Am nächsten Morgen fahren wir weiter Richtung Animskog und halten auf dem Weg dorthin in Trollhättan. Wir parken vor dem Saab-Museum (https://saabcarmuseum.se/en/) und laden unsere Räder ab, um damit über die Doppelklappbrücke Olidebron und am Kanal entlang zu der Wehranlage zu fahren, von der ich gelesen hatte. Ein hübsch angelegter Park verbindet beindruckende alte mit einer riesigen neuen Wehranlage und wir begutachten alles ausgiebig. Drei junge Männer möchten mit ihrem Boot den immensen Höhenunterschied Dank der Schleusen bewältigen. Wir begleiten sie durch alle Ebenen der Schleusenanlage und freuen uns an den schließenden Schleusen, dem absinkenden Wasser, dem auf der anderen Seite der Schleusen schäumend und gurgelnd austretenden Wasser und schließlich dem Öffnen der nächsten Schleusen (Mehr unter https://www.schwedentipps.se/vaestergoetland/trollhaettan/). Die drei Burschen sind auf dem Weg nach Göteborg, um dort am Freitag Mittsommer zu feiern. Wir wünschen ihnen winkend viel Spaß und klettern über den schmalen Pfad im Wald zurück zum Ausgangspunkt, wo wir am Eingang des Parks das Fahrrad geparkt haben. Ein kleiner Abstecher in die Stadt rundet das Programm vor der Weiterfahrt ab.

BRÜDER UND SCHWESTERN IM HERRN ...

Am frühen Abend kommen wir bei Jakob und Deborah an. Schon beim Einfahren in den Hof bin ich beeindruckt: alles wirkt so aufgeräumt und ordentlich. Der Oldtimer-Traktor steht wie im Bilderbuch vor den sauber gebauten und mit Gemüse bepflanzten Hochbeeten. Am Zaun entlang ranken die Erbsen und auf Stroh gebettet sonnen sich die noch gelben Erdbeeren. In diesem Garten mit seinen Gewächshäusern findet sich alles: Bohnen, Zucchini, Kürbis, Tomaten, Paprika, Lauch, Kartoffeln, Rettich, Karotten, Kräuter, Johannisbeeren, Trauben, Kiwi – ich möchte am liebsten hier bleiben und den Rest des Sommers mithelfen bei der Bewirtschaftung dieses kleinen Paradieses. Der Empfang mit frischem selbstgebackenem Brot verstärkt diesen Wunsch und auch die Ruhe tut mir nach den trubeligen Tagen mit den vielen Kindern gut.

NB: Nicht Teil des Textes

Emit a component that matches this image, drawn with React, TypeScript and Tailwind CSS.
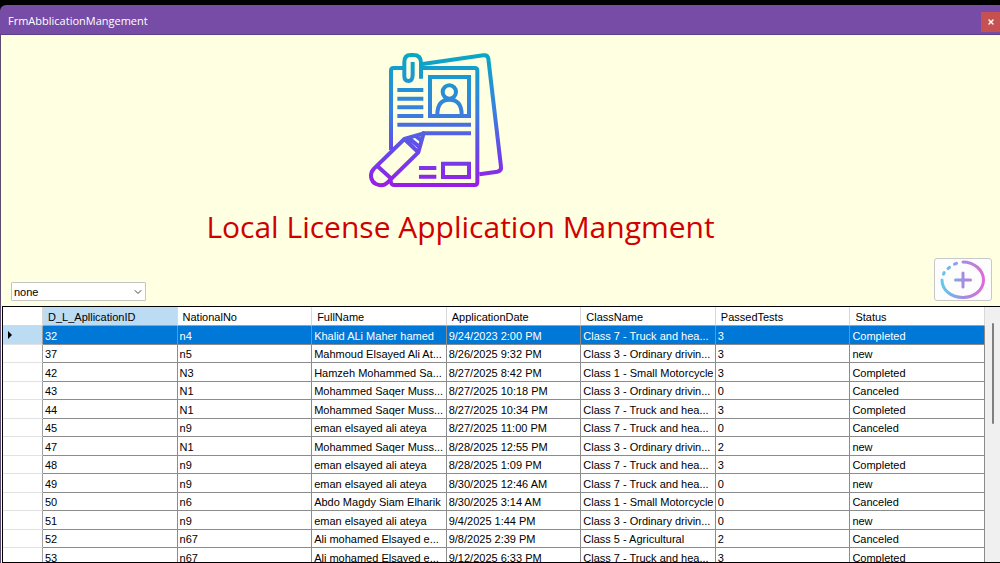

Am nächsten Morgen kommt Jakobs Vater Roland vorbei und holt sich ein Stand Up Paddelboard um auf dem Vänernsee von Insel zu Insel zu „hüpfen“. Kurzerhand laden wir uns selbst dazu ein, ihn zu begleiten und verbringen so den ganzen Tag mit ihm auf dem Wasser. Was für ein Glück wird doch haben! Der Moggel ist völlig begeistert und paddelt mit seinen Flossen wie ein kleiner Motor am Ende des Boards, bis wir nach etwa 10 eroberten Inseln umkehren, um an Land mit Jakobs Mama Moni Wassermelone zu schmausen. Am Abend musizieren und singen wir im Wohnzimmer und tauschen uns über die Bibel aus. Ich fühle mich so wohl bei den beiden bzw. vieren, dass ich froh bin, als sie uns anbieten, noch länger bleiben zu können. Am Samstag dürfen wir zum Abschluss unseres Besuchs an der Sabbatfeier teilnehmen und gehen seelisch sehr gestärkt in die Woche, die den endgültigen Abschied von unserer kleinen Reisegruppe bringt. Vielen Dank für dieses Geschenk, Vater im Himmel!

Da Jakob und Deborah bei airbnb zu finden sind und dort ihr kleines Gästehaus zur Vermietung anbieten, darf ich Werbung machen für dieses wunderbare Fleckchen Erde und zwei ganz besondere Menschen:

https://www.airbnb.de/rooms/35887174
 
Das „erste Mal“ dieser Woche: Auffahren auf die Plastikstützen, damit Malte auch gerade steht. War gar nicht so schlimm, wie gedacht. Ich bin nicht drüber gefahren, sondern habe tatsächlich rechtzeitig gehalten!